Task prompt
Go through the listing and set it down exactly, leaving out its pictures.

++++++

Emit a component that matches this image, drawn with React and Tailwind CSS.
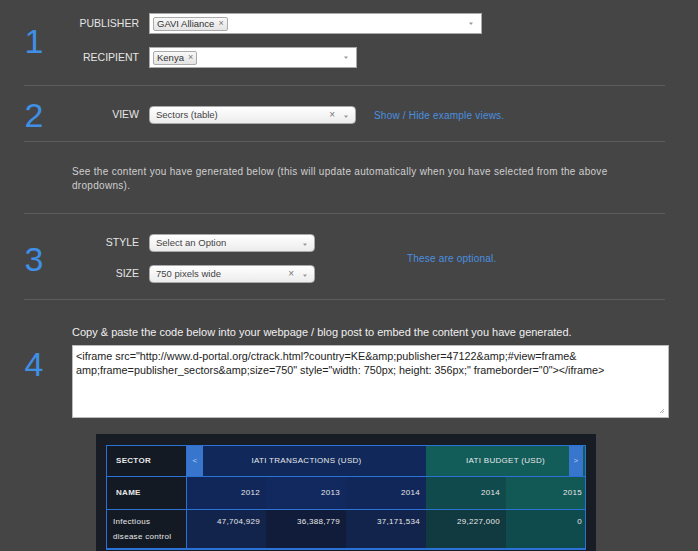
import React from "react";

const font = { fontFamily: '"Liberation Sans", Arial, sans-serif' };

function Num({ n, className = "" }) {
  return (
    <div className={`mr-[28px] flex h-0 w-[20px] shrink-0 items-center justify-center ${className}`}>
      <span className="text-[34px] leading-none text-[#3f8fe6]" style={{ fontWeight: 300 }}>{n}</span>
    </div>
  );
}

function Label({ children }) {
  return <div className="w-[67px] shrink-0 text-right text-[10.5px] text-[#e6e6e6]">{children}</div>;
}

function Tag({ children }) {
  return (
    <span className="flex h-[14px] items-center gap-[4px] rounded-[2px] border border-[#aaaaaa] bg-gradient-to-b from-[#f8f8f8] to-[#e4e4e4] px-[3px] text-[9.5px] leading-none text-[#333]">
      {children}
      <span className="text-[9px] text-[#777]">×</span>
    </span>
  );
}

function Arrow({ low }) {
  return (
    <svg width="6" height="4" viewBox="0 0 6 4" className={`shrink-0 ${low ? "mt-[4px]" : ""}`}>
      <path d="M1 0.5 L5 0.5 L3 3 Z" fill="#999" />
    </svg>
  );
}

function Multi({ w, tags }) {
  return (
    <div className={`flex h-[21px] items-center border border-[#aaaaaa] bg-white pl-[3px] pr-[7px] ${w}`}>
      <div className="flex flex-1 gap-1">{tags.map((t) => <Tag key={t}>{t}</Tag>)}</div>
      <Arrow />
    </div>
  );
}

function Single({ w, text, clear }) {
  return (
    <div className={`flex h-[18px] items-center rounded-[4px] border border-[#aaaaaa] bg-gradient-to-b from-white to-[#ececec] pl-[6px] pr-[6px] ${w}`}>
      <span className="flex-1 text-[9.5px] text-[#444]">{text}</span>
      {clear && <span className="mr-[8px] text-[10px] leading-none text-[#777]">×</span>}
      <Arrow low />
    </div>
  );
}

function Divider() {
  return <div className="ml-[24px] w-[641px] border-t border-[#5c5c5c]" />;
}

const th = "border-b border-[#2a72d6]";

export default function App() {
  return (
    <div className="h-[551px] w-full overflow-hidden bg-[#454545]" style={font}>
      {/* Section 1 */}
      <div className="flex items-center pt-[13px] pb-[17px] pl-[24px]">
        <Num n="1" />
        <div className="flex flex-col gap-[13px]">
          <div className="flex items-center gap-[10px]">
            <Label>PUBLISHER</Label>
            <Multi w="w-[333px]" tags={["GAVI Alliance"]} />
          </div>
          <div className="flex items-center gap-[10px]">
            <Label>RECIPIENT</Label>
            <Multi w="w-[208px]" tags={["Kenya"]} />
          </div>
        </div>
      </div>
      <Divider />
      {/* Section 2 */}
      <div className="flex items-center pt-[20px] pb-[17px] pl-[24px]">
        <Num n="2" />
        <div className="flex items-center gap-[10px]">
          <Label>VIEW</Label>
          <Single w="w-[207px]" text="Sectors (table)" clear />
          <span className="ml-[8px] text-[10px] tracking-[0.2px] text-[#4a90e0]">Show / Hide example views.</span>
        </div>
      </div>
      <Divider />
      <div className="pl-[72px] pr-[80px] pt-[23px] pb-[20px] text-[10px] leading-[14px] tracking-[0.3px] text-[#cfcfcf]">
        See the content you have generated below (this will update automatically when you have selected from the above dropdowns).
      </div>
      <Divider />
      {/* Section 3 */}
      <div className="flex items-center pt-[20px] pb-[16px] pl-[24px]">
        <Num n="3" />
        <div className="flex flex-col gap-[13px]">
          <div className="flex items-center gap-[10px]">
            <Label>STYLE</Label>
            <Single w="w-[166px]" text="Select an Option" />
          </div>
          <div className="flex items-center gap-[10px]">
            <Label>SIZE</Label>
            <Single w="w-[166px]" text="750 pixels wide" clear />
          </div>
        </div>
        <span className="ml-[92px] text-[10px] tracking-[0.2px] text-[#4a90e0]">These are optional.</span>
      </div>
      <Divider />
      {/* Section 4 */}
      <div className="flex pt-[26px] pl-[24px]">
        <Num n="4" className="mt-[38px]" />
        <div className="flex flex-col">
          <div className="text-[11px] leading-[13px] text-[#f0f0f0]">
            Copy &amp; paste the code below into your webpage / blog post to embed the content you have generated.
          </div>
          <div className="relative mt-[6px] h-[73px] w-[597px] border border-[#bbbbbb] bg-white px-[3px] pt-[3px] text-[10.8px] leading-[14px] text-[#222]">
            &lt;iframe src="http://www.d-portal.org/ctrack.html?country=KE&amp;amp;publisher=47122&amp;amp;#view=frame&amp;
            <br />
            amp;frame=publisher_sectors&amp;amp;size=750" style="width: 750px; height: 356px;" frameborder="0"&gt;&lt;/iframe&gt;
            <svg className="absolute right-[3px] bottom-[3px]" width="6" height="6" viewBox="0 0 6 6">
              <path d="M5 1 L1 5 M5 3 L3 5" stroke="#999" strokeWidth="0.8" />
            </svg>
          </div>
        </div>
      </div>
      {/* Embedded table */}
      <div className="ml-[96px] mt-[16px] w-[500px] bg-[#181d25] px-[10px] pt-[11px] pb-[20px]">
        <div className="w-[480px] border border-[#2a72d6] text-[8px] tracking-[0.3px] text-[#e8e8e8]">
          {/* header row */}
          <div className={`flex h-[31px] ${th}`}>
            <div className="flex w-[80px] items-center border-r border-[#2a72d6] bg-[#141a24] pl-[9px] font-bold">SECTOR</div>
            <div className="flex w-[239px] items-center bg-[#10295a]">
              <div className="flex h-full w-[16px] items-center justify-center bg-[#3875cc] text-[#bcd4f5]">&lt;</div>
              <div className="flex-1 pr-[16px] text-center">IATI TRANSACTIONS (USD)</div>
            </div>
            <div className="flex flex-1 items-center bg-[#125d5a]">
              <div className="flex-1 pl-[16px] text-center">IATI BUDGET (USD)</div>
              <div className="mr-[2px] flex h-full w-[14px] items-center justify-center bg-[#3875cc] text-[#bcd4f5]">&gt;</div>
            </div>
          </div>
          {/* year row */}
          <div className={`flex h-[33px] ${th}`}>
            <div className="flex w-[80px] items-center border-r border-[#2a72d6] bg-[#141a24] pl-[9px] font-bold">NAME</div>
            <div className="flex w-[79px] items-center justify-end bg-[#11275a] pr-[6px]">2012</div>
            <div className="flex w-[80px] items-center justify-end bg-[#11295f] pr-[6px]">2013</div>
            <div className="flex w-[80px] items-center justify-end bg-[#11275a] pr-[6px]">2014</div>
            <div className="flex w-[80px] items-center justify-end bg-[#104a4c] pr-[6px]">2014</div>
            <div className="flex flex-1 items-center justify-end bg-[#125855] pr-[3px]">2015</div>
          </div>
          {/* data row */}
          <div className={`flex h-[39px] ${th}`}>
            <div className="flex w-[80px] items-center border-r border-[#2a72d6] bg-[#141a24] pl-[6px] pr-[10px] leading-[15px]">Infectious disease control</div>
            <div className="flex w-[79px] items-start justify-end bg-[#13244c] pt-[6px] pr-[6px]">47,704,929</div>
            <div className="flex w-[80px] items-start justify-end bg-[#101c3a] pt-[6px] pr-[6px]">36,388,779</div>
            <div className="flex w-[80px] items-start justify-end bg-[#13244c] pt-[6px] pr-[6px]">37,171,534</div>
            <div className="flex w-[80px] items-start justify-end bg-[#113940] pt-[6px] pr-[6px]">29,227,000</div>
            <div className="flex flex-1 items-start justify-end bg-[#0f4b4d] pt-[6px] pr-[3px]">0</div>
          </div>
        </div>
      </div>
    </div>
  );
}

++++++

Expected answer
Emit a component that matches this image, drawn with React and Tailwind CSS.
import React from "react";

const font = { fontFamily: '"Liberation Sans", Arial, sans-serif' };

function Num({ n, className = "" }) {
  return (
    <div className={`mr-[28px] flex h-0 w-[20px] shrink-0 items-center justify-center ${className}`}>
      <span className="text-[34px] leading-none text-[#3f8fe6]" style={{ fontWeight: 300 }}>{n}</span>
    </div>
  );
}

function Label({ children }) {
  return <div className="w-[67px] shrink-0 text-right text-[10.5px] text-[#e6e6e6]">{children}</div>;
}

function Tag({ children }) {
  return (
    <span className="flex h-[14px] items-center gap-[4px] rounded-[2px] border border-[#aaaaaa] bg-gradient-to-b from-[#f8f8f8] to-[#e4e4e4] px-[3px] text-[9.5px] leading-none text-[#333]">
      {children}
      <span className="text-[9px] text-[#777]">×</span>
    </span>
  );
}

function Arrow({ low }) {
  return (
    <svg width="6" height="4" viewBox="0 0 6 4" className={`shrink-0 ${low ? "mt-[4px]" : ""}`}>
      <path d="M1 0.5 L5 0.5 L3 3 Z" fill="#999" />
    </svg>
  );
}

function Multi({ w, tags }) {
  return (
    <div className={`flex h-[21px] items-center border border-[#aaaaaa] bg-white pl-[3px] pr-[7px] ${w}`}>
      <div className="flex flex-1 gap-1">{tags.map((t) => <Tag key={t}>{t}</Tag>)}</div>
      <Arrow />
    </div>
  );
}

function Single({ w, text, clear }) {
  return (
    <div className={`flex h-[18px] items-center rounded-[4px] border border-[#aaaaaa] bg-gradient-to-b from-white to-[#ececec] pl-[6px] pr-[6px] ${w}`}>
      <span className="flex-1 text-[9.5px] text-[#444]">{text}</span>
      {clear && <span className="mr-[8px] text-[10px] leading-none text-[#777]">×</span>}
      <Arrow low />
    </div>
  );
}

function Divider() {
  return <div className="ml-[24px] w-[641px] border-t border-[#5c5c5c]" />;
}

const th = "border-b border-[#2a72d6]";

export default function App() {
  return (
    <div className="h-[551px] w-full overflow-hidden bg-[#454545]" style={font}>
      {/* Section 1 */}
      <div className="flex items-center pt-[13px] pb-[17px] pl-[24px]">
        <Num n="1" />
        <div className="flex flex-col gap-[13px]">
          <div className="flex items-center gap-[10px]">
            <Label>PUBLISHER</Label>
            <Multi w="w-[333px]" tags={["GAVI Alliance"]} />
          </div>
          <div className="flex items-center gap-[10px]">
            <Label>RECIPIENT</Label>
            <Multi w="w-[208px]" tags={["Kenya"]} />
          </div>
        </div>
      </div>
      <Divider />
      {/* Section 2 */}
      <div className="flex items-center pt-[20px] pb-[17px] pl-[24px]">
        <Num n="2" />
        <div className="flex items-center gap-[10px]">
          <Label>VIEW</Label>
          <Single w="w-[207px]" text="Sectors (table)" clear />
          <span className="ml-[8px] text-[10px] tracking-[0.2px] text-[#4a90e0]">Show / Hide example views.</span>
        </div>
      </div>
      <Divider />
      <div className="pl-[72px] pr-[80px] pt-[23px] pb-[20px] text-[10px] leading-[14px] tracking-[0.3px] text-[#cfcfcf]">
        See the content you have generated below (this will update automatically when you have selected from the above dropdowns).
      </div>
      <Divider />
      {/* Section 3 */}
      <div className="flex items-center pt-[20px] pb-[16px] pl-[24px]">
        <Num n="3" />
        <div className="flex flex-col gap-[13px]">
          <div className="flex items-center gap-[10px]">
            <Label>STYLE</Label>
            <Single w="w-[166px]" text="Select an Option" />
          </div>
          <div className="flex items-center gap-[10px]">
            <Label>SIZE</Label>
            <Single w="w-[166px]" text="750 pixels wide" clear />
          </div>
        </div>
        <span className="ml-[92px] text-[10px] tracking-[0.2px] text-[#4a90e0]">These are optional.</span>
      </div>
      <Divider />
      {/* Section 4 */}
      <div className="flex pt-[26px] pl-[24px]">
        <Num n="4" className="mt-[38px]" />
        <div className="flex flex-col">
          <div className="text-[11px] leading-[13px] text-[#f0f0f0]">
            Copy &amp; paste the code below into your webpage / blog post to embed the content you have generated.
          </div>
          <div className="relative mt-[6px] h-[73px] w-[597px] border border-[#bbbbbb] bg-white px-[3px] pt-[3px] text-[10.8px] leading-[14px] text-[#222]">
            &lt;iframe src="http://www.d-portal.org/ctrack.html?country=KE&amp;amp;publisher=47122&amp;amp;#view=frame&amp;
            <br />
            amp;frame=publisher_sectors&amp;amp;size=750" style="width: 750px; height: 356px;" frameborder="0"&gt;&lt;/iframe&gt;
            <svg className="absolute right-[3px] bottom-[3px]" width="6" height="6" viewBox="0 0 6 6">
              <path d="M5 1 L1 5 M5 3 L3 5" stroke="#999" strokeWidth="0.8" />
            </svg>
          </div>
        </div>
      </div>
      {/* Embedded table */}
      <div className="ml-[96px] mt-[16px] w-[500px] bg-[#181d25] px-[10px] pt-[11px] pb-[20px]">
        <div className="w-[480px] border border-[#2a72d6] text-[8px] tracking-[0.3px] text-[#e8e8e8]">
          {/* header row */}
          <div className={`flex h-[31px] ${th}`}>
            <div className="flex w-[80px] items-center border-r border-[#2a72d6] bg-[#141a24] pl-[9px] font-bold">SECTOR</div>
            <div className="flex w-[239px] items-center bg-[#10295a]">
              <div className="flex h-full w-[16px] items-center justify-center bg-[#3875cc] text-[#bcd4f5]">&lt;</div>
              <div className="flex-1 pr-[16px] text-center">IATI TRANSACTIONS (USD)</div>
            </div>
            <div className="flex flex-1 items-center bg-[#125d5a]">
              <div className="flex-1 pl-[16px] text-center">IATI BUDGET (USD)</div>
              <div className="mr-[2px] flex h-full w-[14px] items-center justify-center bg-[#3875cc] text-[#bcd4f5]">&gt;</div>
            </div>
          </div>
          {/* year row */}
          <div className={`flex h-[33px] ${th}`}>
            <div className="flex w-[80px] items-center border-r border-[#2a72d6] bg-[#141a24] pl-[9px] font-bold">NAME</div>
            <div className="flex w-[79px] items-center justify-end bg-[#11275a] pr-[6px]">2012</div>
            <div className="flex w-[80px] items-center justify-end bg-[#11295f] pr-[6px]">2013</div>
            <div className="flex w-[80px] items-center justify-end bg-[#11275a] pr-[6px]">2014</div>
            <div className="flex w-[80px] items-center justify-end bg-[#104a4c] pr-[6px]">2014</div>
            <div className="flex flex-1 items-center justify-end bg-[#125855] pr-[3px]">2015</div>
          </div>
          {/* data row */}
          <div className={`flex h-[39px] ${th}`}>
            <div className="flex w-[80px] items-center border-r border-[#2a72d6] bg-[#141a24] pl-[6px] pr-[10px] leading-[15px]">Infectious disease control</div>
            <div className="flex w-[79px] items-start justify-end bg-[#13244c] pt-[6px] pr-[6px]">47,704,929</div>
            <div className="flex w-[80px] items-start justify-end bg-[#101c3a] pt-[6px] pr-[6px]">36,388,779</div>
            <div className="flex w-[80px] items-start justify-end bg-[#13244c] pt-[6px] pr-[6px]">37,171,534</div>
            <div className="flex w-[80px] items-start justify-end bg-[#113940] pt-[6px] pr-[6px]">29,227,000</div>
            <div className="flex flex-1 items-start justify-end bg-[#0f4b4d] pt-[6px] pr-[3px]">0</div>
          </div>
        </div>
      </div>
    </div>
  );
}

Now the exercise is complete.